### Exercise details
Here are some records; copy every line that holds the word "components".

Rows from a dataset of pages and code:
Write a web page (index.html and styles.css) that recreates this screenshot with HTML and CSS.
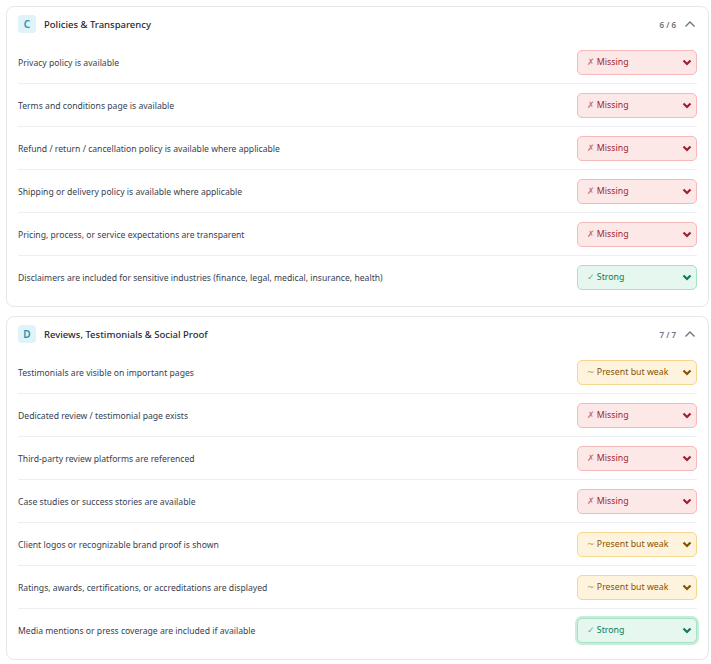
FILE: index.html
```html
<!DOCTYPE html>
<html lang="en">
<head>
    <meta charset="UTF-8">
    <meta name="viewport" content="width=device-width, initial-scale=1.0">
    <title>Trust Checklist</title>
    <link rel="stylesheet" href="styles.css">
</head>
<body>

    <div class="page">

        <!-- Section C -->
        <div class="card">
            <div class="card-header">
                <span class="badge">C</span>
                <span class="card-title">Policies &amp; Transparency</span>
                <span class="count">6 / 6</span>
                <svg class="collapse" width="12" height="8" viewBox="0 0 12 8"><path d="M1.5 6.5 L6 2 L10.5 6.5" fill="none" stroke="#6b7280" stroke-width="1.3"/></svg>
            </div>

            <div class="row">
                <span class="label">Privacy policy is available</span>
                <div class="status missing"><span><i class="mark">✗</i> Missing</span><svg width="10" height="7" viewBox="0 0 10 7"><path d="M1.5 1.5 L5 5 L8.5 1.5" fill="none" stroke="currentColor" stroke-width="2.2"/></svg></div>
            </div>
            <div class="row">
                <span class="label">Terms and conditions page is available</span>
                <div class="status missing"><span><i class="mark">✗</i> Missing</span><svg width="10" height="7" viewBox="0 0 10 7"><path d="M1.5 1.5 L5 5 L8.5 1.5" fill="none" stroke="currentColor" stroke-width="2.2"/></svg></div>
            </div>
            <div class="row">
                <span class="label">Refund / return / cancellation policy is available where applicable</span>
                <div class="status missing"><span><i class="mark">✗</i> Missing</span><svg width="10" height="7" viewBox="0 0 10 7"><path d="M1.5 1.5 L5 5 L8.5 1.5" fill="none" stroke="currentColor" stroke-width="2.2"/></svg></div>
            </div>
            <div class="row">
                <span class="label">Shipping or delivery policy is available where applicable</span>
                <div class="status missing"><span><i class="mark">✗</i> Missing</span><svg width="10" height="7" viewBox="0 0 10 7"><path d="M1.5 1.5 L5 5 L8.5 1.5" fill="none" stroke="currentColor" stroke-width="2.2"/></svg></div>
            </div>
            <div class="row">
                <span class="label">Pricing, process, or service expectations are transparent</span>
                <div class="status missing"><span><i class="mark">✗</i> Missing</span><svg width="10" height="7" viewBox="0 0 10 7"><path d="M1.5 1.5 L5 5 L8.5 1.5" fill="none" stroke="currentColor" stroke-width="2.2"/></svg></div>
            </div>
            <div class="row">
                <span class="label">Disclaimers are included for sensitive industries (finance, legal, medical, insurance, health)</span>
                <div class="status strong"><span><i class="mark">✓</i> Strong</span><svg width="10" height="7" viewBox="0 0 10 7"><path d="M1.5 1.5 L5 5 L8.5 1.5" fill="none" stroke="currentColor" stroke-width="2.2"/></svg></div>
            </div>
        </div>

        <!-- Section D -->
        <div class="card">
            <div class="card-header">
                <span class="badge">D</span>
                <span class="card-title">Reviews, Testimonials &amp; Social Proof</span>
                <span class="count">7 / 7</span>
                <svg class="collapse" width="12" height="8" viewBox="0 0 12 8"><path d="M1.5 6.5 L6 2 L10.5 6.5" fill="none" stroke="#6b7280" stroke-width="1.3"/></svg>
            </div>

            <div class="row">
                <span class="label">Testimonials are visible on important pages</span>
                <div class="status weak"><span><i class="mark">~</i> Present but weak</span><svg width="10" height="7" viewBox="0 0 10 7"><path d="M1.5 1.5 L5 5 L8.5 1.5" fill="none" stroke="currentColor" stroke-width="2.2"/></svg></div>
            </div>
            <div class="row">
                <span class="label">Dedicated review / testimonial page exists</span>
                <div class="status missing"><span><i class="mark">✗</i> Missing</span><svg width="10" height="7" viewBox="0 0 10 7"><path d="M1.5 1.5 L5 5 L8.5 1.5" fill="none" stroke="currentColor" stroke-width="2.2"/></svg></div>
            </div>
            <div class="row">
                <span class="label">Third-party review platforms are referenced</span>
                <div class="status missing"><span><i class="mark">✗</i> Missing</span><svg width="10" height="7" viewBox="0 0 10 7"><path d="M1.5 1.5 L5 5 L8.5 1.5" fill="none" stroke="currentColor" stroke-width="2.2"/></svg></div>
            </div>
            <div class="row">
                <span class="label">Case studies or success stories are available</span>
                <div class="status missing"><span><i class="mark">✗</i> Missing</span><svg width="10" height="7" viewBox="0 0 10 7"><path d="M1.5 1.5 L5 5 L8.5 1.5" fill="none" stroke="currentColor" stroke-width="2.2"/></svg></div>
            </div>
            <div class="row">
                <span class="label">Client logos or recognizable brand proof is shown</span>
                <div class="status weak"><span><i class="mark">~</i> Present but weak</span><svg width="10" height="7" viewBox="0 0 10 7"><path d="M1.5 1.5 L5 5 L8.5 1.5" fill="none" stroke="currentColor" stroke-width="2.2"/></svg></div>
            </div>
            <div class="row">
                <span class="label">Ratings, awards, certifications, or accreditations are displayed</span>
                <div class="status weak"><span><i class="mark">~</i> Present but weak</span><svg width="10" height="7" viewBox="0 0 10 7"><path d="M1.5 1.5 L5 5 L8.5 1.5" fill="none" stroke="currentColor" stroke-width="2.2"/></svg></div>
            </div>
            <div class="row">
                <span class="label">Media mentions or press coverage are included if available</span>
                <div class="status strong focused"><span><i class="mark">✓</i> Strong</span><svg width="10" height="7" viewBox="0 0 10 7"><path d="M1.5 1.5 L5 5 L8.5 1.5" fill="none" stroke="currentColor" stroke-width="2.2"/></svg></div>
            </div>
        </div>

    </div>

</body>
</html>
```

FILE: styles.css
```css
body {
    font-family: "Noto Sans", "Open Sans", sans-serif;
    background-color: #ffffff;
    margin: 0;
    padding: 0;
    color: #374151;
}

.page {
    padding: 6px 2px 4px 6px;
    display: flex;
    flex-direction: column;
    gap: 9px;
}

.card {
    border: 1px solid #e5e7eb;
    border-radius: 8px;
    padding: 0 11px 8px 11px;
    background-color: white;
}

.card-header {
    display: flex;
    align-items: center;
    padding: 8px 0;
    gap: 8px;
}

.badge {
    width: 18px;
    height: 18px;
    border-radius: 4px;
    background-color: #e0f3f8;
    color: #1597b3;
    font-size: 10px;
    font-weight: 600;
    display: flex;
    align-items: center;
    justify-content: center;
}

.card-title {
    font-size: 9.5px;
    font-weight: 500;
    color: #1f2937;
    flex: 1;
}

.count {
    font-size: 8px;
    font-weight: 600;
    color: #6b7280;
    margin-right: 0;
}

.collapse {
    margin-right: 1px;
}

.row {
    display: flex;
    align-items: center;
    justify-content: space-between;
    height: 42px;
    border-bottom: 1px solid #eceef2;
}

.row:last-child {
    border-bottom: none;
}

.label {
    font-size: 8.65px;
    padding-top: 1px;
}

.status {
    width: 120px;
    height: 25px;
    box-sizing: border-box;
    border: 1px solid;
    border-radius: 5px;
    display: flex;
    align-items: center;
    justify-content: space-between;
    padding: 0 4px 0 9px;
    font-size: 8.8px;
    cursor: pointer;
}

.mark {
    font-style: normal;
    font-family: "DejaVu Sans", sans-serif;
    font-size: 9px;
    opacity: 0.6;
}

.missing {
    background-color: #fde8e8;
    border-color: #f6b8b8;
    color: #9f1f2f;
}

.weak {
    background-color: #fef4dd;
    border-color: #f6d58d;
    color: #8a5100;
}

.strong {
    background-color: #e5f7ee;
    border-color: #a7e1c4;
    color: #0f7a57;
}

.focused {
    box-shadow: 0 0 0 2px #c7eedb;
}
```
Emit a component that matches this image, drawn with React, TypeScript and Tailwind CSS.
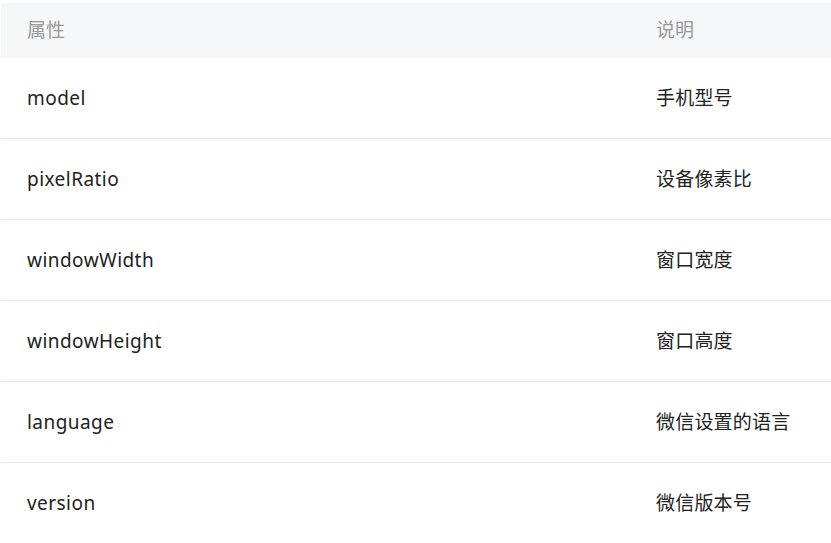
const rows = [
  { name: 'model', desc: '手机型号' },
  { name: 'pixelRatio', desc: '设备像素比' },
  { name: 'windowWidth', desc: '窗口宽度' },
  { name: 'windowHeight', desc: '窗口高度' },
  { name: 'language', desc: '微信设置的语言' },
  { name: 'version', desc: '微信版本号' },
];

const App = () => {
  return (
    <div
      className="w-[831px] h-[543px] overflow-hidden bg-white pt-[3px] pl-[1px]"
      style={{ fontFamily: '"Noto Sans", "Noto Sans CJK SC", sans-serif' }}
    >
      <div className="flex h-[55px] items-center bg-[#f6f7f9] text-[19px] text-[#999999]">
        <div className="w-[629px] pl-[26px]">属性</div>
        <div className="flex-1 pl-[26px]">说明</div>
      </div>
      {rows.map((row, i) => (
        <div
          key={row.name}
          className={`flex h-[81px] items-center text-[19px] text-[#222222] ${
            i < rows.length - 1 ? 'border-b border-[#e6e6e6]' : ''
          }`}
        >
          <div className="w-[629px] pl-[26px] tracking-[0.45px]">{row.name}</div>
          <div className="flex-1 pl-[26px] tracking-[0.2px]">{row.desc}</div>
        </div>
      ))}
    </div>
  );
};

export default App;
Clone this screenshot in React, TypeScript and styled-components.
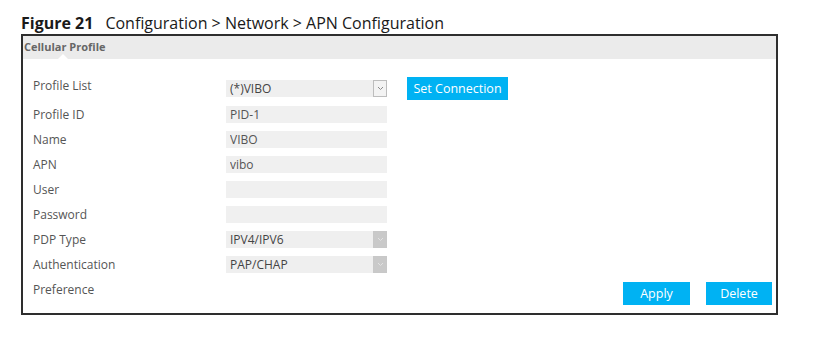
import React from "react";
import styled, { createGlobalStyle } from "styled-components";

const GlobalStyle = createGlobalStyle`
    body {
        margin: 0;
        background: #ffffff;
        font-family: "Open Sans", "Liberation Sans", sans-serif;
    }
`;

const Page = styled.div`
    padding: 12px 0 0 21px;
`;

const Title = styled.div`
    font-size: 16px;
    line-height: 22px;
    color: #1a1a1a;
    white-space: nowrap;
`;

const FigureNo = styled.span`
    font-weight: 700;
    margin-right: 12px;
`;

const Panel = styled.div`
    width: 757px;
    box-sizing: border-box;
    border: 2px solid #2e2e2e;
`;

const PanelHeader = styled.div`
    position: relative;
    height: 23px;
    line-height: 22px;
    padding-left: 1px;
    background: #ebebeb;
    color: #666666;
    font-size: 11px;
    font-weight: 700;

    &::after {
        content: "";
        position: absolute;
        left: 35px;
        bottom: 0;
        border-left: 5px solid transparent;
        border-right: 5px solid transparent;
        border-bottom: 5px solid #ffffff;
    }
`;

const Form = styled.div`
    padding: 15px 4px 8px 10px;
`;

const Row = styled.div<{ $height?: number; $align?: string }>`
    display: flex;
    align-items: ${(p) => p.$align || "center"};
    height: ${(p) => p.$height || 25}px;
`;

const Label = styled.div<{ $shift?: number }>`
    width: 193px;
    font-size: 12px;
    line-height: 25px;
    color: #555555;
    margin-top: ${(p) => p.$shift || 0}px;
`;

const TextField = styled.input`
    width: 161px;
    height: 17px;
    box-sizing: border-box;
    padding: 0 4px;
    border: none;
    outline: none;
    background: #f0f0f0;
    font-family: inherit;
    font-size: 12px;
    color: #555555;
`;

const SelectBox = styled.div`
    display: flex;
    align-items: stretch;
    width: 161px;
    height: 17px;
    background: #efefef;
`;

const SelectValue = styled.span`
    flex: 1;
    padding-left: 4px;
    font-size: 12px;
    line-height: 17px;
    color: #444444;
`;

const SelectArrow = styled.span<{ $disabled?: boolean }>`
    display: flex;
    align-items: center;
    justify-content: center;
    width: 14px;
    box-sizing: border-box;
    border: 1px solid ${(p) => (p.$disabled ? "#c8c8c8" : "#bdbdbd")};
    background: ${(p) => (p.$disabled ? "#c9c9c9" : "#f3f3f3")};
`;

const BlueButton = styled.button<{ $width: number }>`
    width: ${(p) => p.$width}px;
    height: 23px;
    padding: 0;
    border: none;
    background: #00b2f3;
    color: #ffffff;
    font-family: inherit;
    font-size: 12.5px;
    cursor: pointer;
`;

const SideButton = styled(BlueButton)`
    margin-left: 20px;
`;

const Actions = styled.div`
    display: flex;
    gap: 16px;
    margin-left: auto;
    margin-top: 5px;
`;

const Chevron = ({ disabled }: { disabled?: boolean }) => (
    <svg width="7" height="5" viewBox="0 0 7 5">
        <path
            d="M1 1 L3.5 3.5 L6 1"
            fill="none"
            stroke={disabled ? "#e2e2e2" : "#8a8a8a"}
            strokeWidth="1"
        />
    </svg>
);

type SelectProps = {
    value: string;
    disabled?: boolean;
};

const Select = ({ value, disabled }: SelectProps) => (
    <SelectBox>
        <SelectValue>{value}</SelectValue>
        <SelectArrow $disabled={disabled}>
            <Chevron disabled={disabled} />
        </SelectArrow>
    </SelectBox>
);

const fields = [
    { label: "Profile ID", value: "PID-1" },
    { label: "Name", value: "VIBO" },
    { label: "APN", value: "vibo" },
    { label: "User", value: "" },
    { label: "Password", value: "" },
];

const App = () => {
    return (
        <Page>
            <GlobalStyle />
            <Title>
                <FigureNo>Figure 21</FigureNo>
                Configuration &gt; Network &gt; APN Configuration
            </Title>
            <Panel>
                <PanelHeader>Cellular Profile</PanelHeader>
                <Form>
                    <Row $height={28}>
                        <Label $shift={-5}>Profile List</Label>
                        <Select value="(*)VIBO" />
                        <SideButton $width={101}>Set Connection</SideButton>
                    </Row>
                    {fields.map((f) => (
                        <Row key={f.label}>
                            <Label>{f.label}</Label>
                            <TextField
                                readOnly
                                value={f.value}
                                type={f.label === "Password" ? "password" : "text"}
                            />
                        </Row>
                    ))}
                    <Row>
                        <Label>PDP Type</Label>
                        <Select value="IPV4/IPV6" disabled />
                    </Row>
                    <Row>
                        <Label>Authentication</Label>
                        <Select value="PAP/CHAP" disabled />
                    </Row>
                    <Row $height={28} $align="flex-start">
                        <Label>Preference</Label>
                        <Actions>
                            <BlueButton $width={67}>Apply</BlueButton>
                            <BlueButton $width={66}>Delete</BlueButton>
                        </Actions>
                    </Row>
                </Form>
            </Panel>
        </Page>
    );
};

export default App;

### Exercise answer
Clone this screenshot in React, TypeScript and styled-components.
import styled, { createGlobalStyle } from "styled-components";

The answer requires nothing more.